-- Aim of the exercise --
Report, word for word, every line of the material that contains "React".

-- Dataset entries --
+++++
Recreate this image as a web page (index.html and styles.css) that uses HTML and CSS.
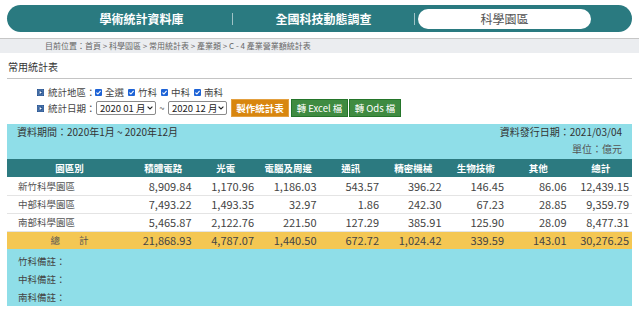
FILE: index.html
```html
<!DOCTYPE html>
<html lang="zh-Hant">
<head>
<meta charset="utf-8">
<title>產業營業額統計表</title>
<link rel="stylesheet" href="styles.css">
</head>
<body>
<nav class="nav">
  <a class="nav-item">學術統計資料庫</a>
  <span class="nav-sep"></span>
  <a class="nav-item">全國科技動態調查</a>
  <span class="nav-sep"></span>
  <a class="nav-item"><span class="nav-active">科學園區</span></a>
</nav>
<div class="crumb">目前位置：首頁 &gt; 科學園區 &gt; 常用統計表 &gt; 產業類 &gt; C - 4 產業營業額統計表</div>
<h1 class="title">常用統計表</h1>
<div class="filters">
  <div class="frow">
    <svg class="bullet" width="7" height="7" viewBox="0 0 7 7"><rect width="7" height="7" fill="#244f8c"/><rect x="1" y="1" width="5" height="5" fill="none" stroke="#7ea3d2" stroke-width="0.6"/><polygon points="2.6,2 4.9,3.5 2.6,5" fill="#fff"/></svg>
    <span class="flabel">統計地區：</span>
    <label class="chk"><svg width="7" height="7" viewBox="0 0 7 7"><rect width="7" height="7" rx="1" fill="#1e63d6"/><polyline points="1.4,3.6 2.9,5 5.6,1.9" fill="none" stroke="#fff" stroke-width="1.1"/></svg>全選</label>
    <label class="chk"><svg width="7" height="7" viewBox="0 0 7 7"><rect width="7" height="7" rx="1" fill="#1e63d6"/><polyline points="1.4,3.6 2.9,5 5.6,1.9" fill="none" stroke="#fff" stroke-width="1.1"/></svg>竹科</label>
    <label class="chk"><svg width="7" height="7" viewBox="0 0 7 7"><rect width="7" height="7" rx="1" fill="#1e63d6"/><polyline points="1.4,3.6 2.9,5 5.6,1.9" fill="none" stroke="#fff" stroke-width="1.1"/></svg>中科</label>
    <label class="chk"><svg width="7" height="7" viewBox="0 0 7 7"><rect width="7" height="7" rx="1" fill="#1e63d6"/><polyline points="1.4,3.6 2.9,5 5.6,1.9" fill="none" stroke="#fff" stroke-width="1.1"/></svg>南科</label>
  </div>
  <div class="frow">
    <svg class="bullet" width="7" height="7" viewBox="0 0 7 7"><rect width="7" height="7" fill="#244f8c"/><rect x="1" y="1" width="5" height="5" fill="none" stroke="#7ea3d2" stroke-width="0.6"/><polygon points="2.6,2 4.9,3.5 2.6,5" fill="#fff"/></svg>
    <span class="flabel">統計日期：</span>
    <span class="sel sel1"><span>2020 01 月</span><svg width="6" height="4" viewBox="0 0 6 4"><polyline points="0.6,0.6 3,3 5.4,0.6" fill="none" stroke="#222" stroke-width="1.1"/></svg></span>
    <span class="tilde">~</span>
    <span class="sel sel2"><span>2020 12 月</span><svg width="6" height="4" viewBox="0 0 6 4"><polyline points="0.6,0.6 3,3 5.4,0.6" fill="none" stroke="#222" stroke-width="1.1"/></svg></span>
    <button class="btn btn-orange">製作統計表</button>
    <button class="btn btn-green btn-excel">轉 Excel 檔</button>
    <button class="btn btn-green btn-ods">轉 Ods 檔</button>
  </div>
</div>
<section class="report">
  <div class="info">
    <div class="info-row"><span>資料期間：2020年1月 ~ 2020年12月</span><span>資料發行日期：2021/03/04</span></div>
    <div class="info-unit">單位：億元</div>
  </div>
  <table class="data">
    <colgroup><col class="c-name"><col><col><col><col><col><col><col><col></colgroup>
    <thead>
      <tr><th>園區別</th><th>積體電路</th><th>光電</th><th>電腦及周邊</th><th>通訊</th><th>精密機械</th><th>生物技術</th><th>其他</th><th>總計</th></tr>
    </thead>
    <tbody>
      <tr><td class="name">新竹科學園區</td><td>8,909.84</td><td>1,170.96</td><td>1,186.03</td><td>543.57</td><td>396.22</td><td>146.45</td><td>86.06</td><td>12,439.15</td></tr>
      <tr><td class="name">中部科學園區</td><td>7,493.22</td><td>1,493.35</td><td>32.97</td><td>1.86</td><td>242.30</td><td>67.23</td><td>28.85</td><td>9,359.79</td></tr>
      <tr><td class="name">南部科學園區</td><td>5,465.87</td><td>2,122.76</td><td>221.50</td><td>127.29</td><td>385.91</td><td>125.90</td><td>28.09</td><td>8,477.31</td></tr>
      <tr class="total"><td class="name">總　　計</td><td>21,868.93</td><td>4,787.07</td><td>1,440.50</td><td>672.72</td><td>1,024.42</td><td>339.59</td><td>143.01</td><td>30,276.25</td></tr>
    </tbody>
  </table>
  <div class="notes">
    <div>竹科備註：</div>
    <div>中科備註：</div>
    <div>南科備註：</div>
  </div>
</section>
</body>
</html>
```

FILE: styles.css
```css
* { box-sizing: border-box; }
body {
  margin: 0;
  font-family: "Noto Sans CJK TC", "Noto Sans", sans-serif;
  color: #333;
  background: #fff;
}
.nav {
  margin: 5px 7px 0;
  height: 27px;
  border-radius: 14px;
  background: #2a7a80;
  display: grid;
  grid-template-columns: 1fr 1px 1fr 1px 1fr;
  align-items: center;
  padding: 0 36px 0 44px;
}
.nav-item {
  display: flex;
  align-items: center;
  justify-content: center;
  height: 27px;
  color: #fff;
  font-weight: 700;
  font-size: 12px;
  line-height: 14px;
}
.nav-sep {
  height: 12px;
  background: rgba(255,255,255,0.55);
}
.nav-active {
  flex: 1;
  margin: 0 5px 0 3px;
  height: 20px;
  border-radius: 10px;
  background: #fff;
  color: #555;
  font-weight: 400;
  display: flex;
  align-items: center;
  justify-content: center;
}
.crumb {
  margin-top: 6px;
  border-top: 1px solid #c6c6c6;
  background: #ebedf0;
  height: 15px;
  padding-left: 45px;
  font-size: 8px;
  line-height: 14px;
  color: #666;
  white-space: nowrap;
}
.title {
  margin: 0 7px;
  padding: 7px 1px 4px;
  font-size: 10px;
  font-weight: 400;
  line-height: 14px;
  color: #333;
  border-bottom: 1px solid #c4c4c4;
}
.filters {
  padding: 6px 0 0 37px;
  font-size: 9.5px;
  color: #444;
}
.frow {
  display: flex;
  align-items: center;
  height: 14px;
  white-space: nowrap;
}
.frow + .frow { height: 18px; }
.bullet { margin-right: 4px; flex: none; }
.flabel { width: 47px; flex: none; white-space: nowrap; }
.chk {
  display: inline-flex;
  align-items: center;
  gap: 3px;
  margin-right: 4px;
}
.sel {
  display: inline-flex;
  align-items: center;
  justify-content: space-between;
  flex: none;
  height: 14px;
  border: 1px solid #8a8a8a;
  border-radius: 2px;
  padding: 0 2px 0 3px;
  font-size: 9.5px;
  line-height: 12px;
  color: #222;
  background: #fff;
  white-space: nowrap;
}
.sel1 { width: 60px; margin-left: 1px; }
.sel2 { width: 59px; }
.tilde { width: 12px; text-align: center; color: #555; }
.btn {
  height: 18px;
  padding: 0;
  margin-left: 2px;
  border: 1px solid;
  font-family: inherit;
  font-size: 9.5px;
  line-height: 14px;
  color: #fff;
  cursor: pointer;
  white-space: nowrap;
  flex: none;
}
.btn-orange {
  width: 58px;
  margin-left: 4px;
  background: #d8860f;
  border-color: #e3a040;
  font-weight: 700;
}
.btn-green {
  background: #3f8b41;
  border-color: #24752a;
}
.btn-excel { width: 57px; }
.btn-ods { width: 52px; margin-left: 1px; }
.report {
  margin: 7px 7px 0;
  background: #8fdee8;
  color: #333;
}
.info {
  padding: 0 10px 1px;
  font-size: 10px;
}
.info-row {
  display: flex;
  justify-content: space-between;
  line-height: 16px;
}
.info-unit {
  text-align: right;
  line-height: 18px;
  color: #555;
}
.data {
  width: 100%;
  border-collapse: collapse;
  table-layout: fixed;
}
.data col { width: 10%; }
.data col.c-name { width: 20%; }
.data th {
  height: 18px;
  padding: 0;
  background: #2c7a80;
  color: #fff;
  font-size: 9.5px;
  font-weight: 700;
  text-align: center;
}
.data td {
  height: 18px;
  padding: 0 3px 0 0;
  background: #fff;
  border-bottom: 1px solid #e4e4e4;
  text-align: right;
  font-size: 11px;
  color: #444;
  white-space: nowrap;
}
.data td.name {
  text-align: left;
  padding-left: 11px;
  font-size: 9.5px;
  color: #555;
}
.data tr.total td {
  background: #f4c753;
  border-bottom: none;
}
.data tr.total td.name {
  text-align: center;
  padding: 0;
}
.notes {
  padding: 3px 11px 0;
  font-size: 9.5px;
  color: #444;
}
.notes div { line-height: 18px; }
```
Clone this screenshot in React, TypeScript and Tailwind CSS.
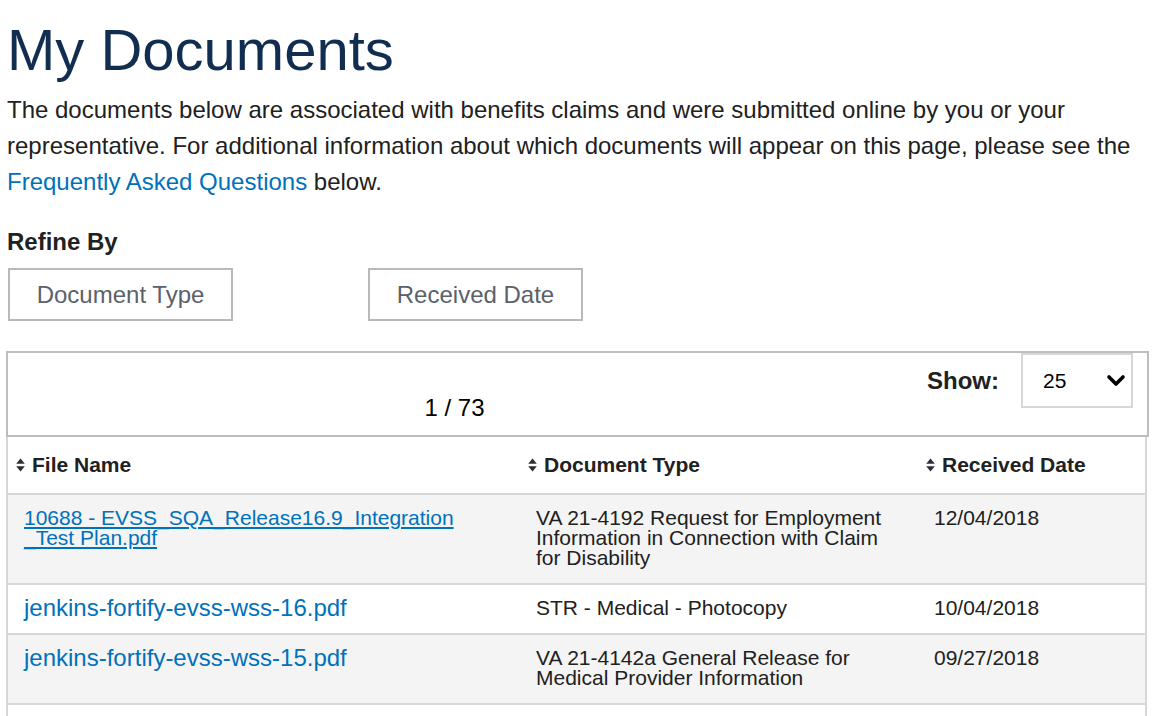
import React from 'react'

const docs = [
  {
    name: (
      <>
        10688 - EVSS_SQA_Release16.9_Integration
        <br />
        _Test Plan.pdf
      </>
    ),
    linkClass: 'block text-[#0071bb] underline',
    type: 'VA 21-4192 Request for Employment Information in Connection with Claim for Disability',
    date: '12/04/2018',
  },
  {
    name: 'jenkins-fortify-evss-wss-16.pdf',
    linkClass: 'block text-[#0071bb] text-[24px] leading-[20px]',
    type: 'STR - Medical - Photocopy',
    date: '10/04/2018',
  },
  {
    name: 'jenkins-fortify-evss-wss-15.pdf',
    linkClass: 'block text-[#0071bb] text-[24px] leading-[20px]',
    type: 'VA 21-4142a General Release for Medical Provider Information',
    date: '09/27/2018',
  },
]

const SortIcon = () => (
  <svg width="9" height="14" viewBox="0 0 9 14" className="shrink-0">
    <path d="M4.5 0.5 L8.8 5.8 H0.2 Z" fill="#2b2f36" />
    <path d="M0.2 8.2 H8.8 L4.5 13.5 Z" fill="#2b2f36" />
  </svg>
)

const Chevron = () => (
  <svg width="20" height="14" viewBox="0 0 20 14">
    <polyline
      points="3,3 10,10 17,3"
      fill="none"
      stroke="#000"
      strokeWidth="3.6"
      strokeLinecap="round"
      strokeLinejoin="round"
    />
  </svg>
)

const App = () => {
  return (
    <div className="w-[1162px] h-[716px] overflow-hidden bg-white font-['Liberation_Sans',Arial,sans-serif] text-[#212121] pl-[7px]">

      {/* Title */}
      <h1 className="mt-[21px] text-[58px] leading-[58px] font-normal text-[#112e51]">
        My Documents
      </h1>

      <p className="mt-[13px] w-[1145px] text-[24px] leading-[36px]">
        The documents below are associated with benefits claims and were submitted online by you or your
        representative. For additional information about which documents will appear on this page, please see the{' '}
        <a className="text-[#0071bb]">Frequently Asked Questions</a> below.
      </p>

      {/* Refine */}
      <div className="mt-[28px] text-[24px] leading-[28px] font-bold">Refine By</div>

      <div className="mt-[12px] ml-px flex gap-[135px]">
        <button className="h-[53px] w-[225px] border-2 border-[#b9b9b9] text-[24px] text-[#5b616b] bg-white">
          Document Type
        </button>
        <button className="h-[53px] w-[215px] border-2 border-[#b9b9b9] text-[24px] text-[#5b616b] bg-white">
          Received Date
        </button>
      </div>

      {/* Toolbar */}
      <div className="mt-[30px] -ml-px w-[1143px] h-[86px] border-2 border-[#bdbdbd] flex">
        <div className="flex-1 flex items-end justify-center pb-[13px]">
          <span className="text-[24px] leading-[28px] text-black">1 / 73</span>
        </div>
        <div className="flex items-start pl-[26px] pr-[14px]">
          <div className="flex items-center gap-[22px]">
            <span className="text-[24px] font-bold">Show:</span>
            <div className="w-[112px] h-[55px] border-2 border-[#d6d7d9] flex items-center justify-between pl-[20px] pr-[5px]">
              <span className="text-[21px] text-black">25</span>
              <Chevron />
            </div>
          </div>
        </div>
      </div>

      {/* Table */}
      <div className="-ml-px w-[1141px] border-x-2 border-[#d6d7d9]">

        <div className="grid grid-cols-[512px_398px_1fr] h-[56px] items-center text-[21px] font-bold">
          <div className="flex items-center gap-[7px] pl-[8px]">
            <SortIcon />
            <span>File Name</span>
          </div>
          <div className="flex items-center gap-[7px] pl-[8px]">
            <SortIcon />
            <span>Document Type</span>
          </div>
          <div className="flex items-center gap-[7px] pl-[8px]">
            <SortIcon />
            <span>Received Date</span>
          </div>
        </div>

        {docs.map((doc, index) => (
          <div
            key={index}
            className={
              index % 2 === 0
                ? 'grid grid-cols-[512px_398px_1fr] border-t-2 border-[#d6d7d9] bg-[#f4f4f4] text-[21px] leading-[20px]'
                : 'grid grid-cols-[512px_398px_1fr] border-t-2 border-[#d6d7d9] bg-white text-[21px] leading-[20px]'
            }
          >
            <div className="px-[16px] pt-[13px] pb-[15px]">
              <a className={doc.linkClass}>{doc.name}</a>
            </div>
            <div className="px-[16px] pt-[13px] pb-[15px]">{doc.type}</div>
            <div className="px-[16px] pt-[13px] pb-[15px]">{doc.date}</div>
          </div>
        ))}

        {/* next row, below the fold */}
        <div className="h-[40px] border-t-2 border-[#d6d7d9] bg-white" />

      </div>

    </div>
  )
}

export default App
+++++
-- Solution to the problem --
Clone this screenshot in React, TypeScript and Tailwind CSS.
import React from 'react'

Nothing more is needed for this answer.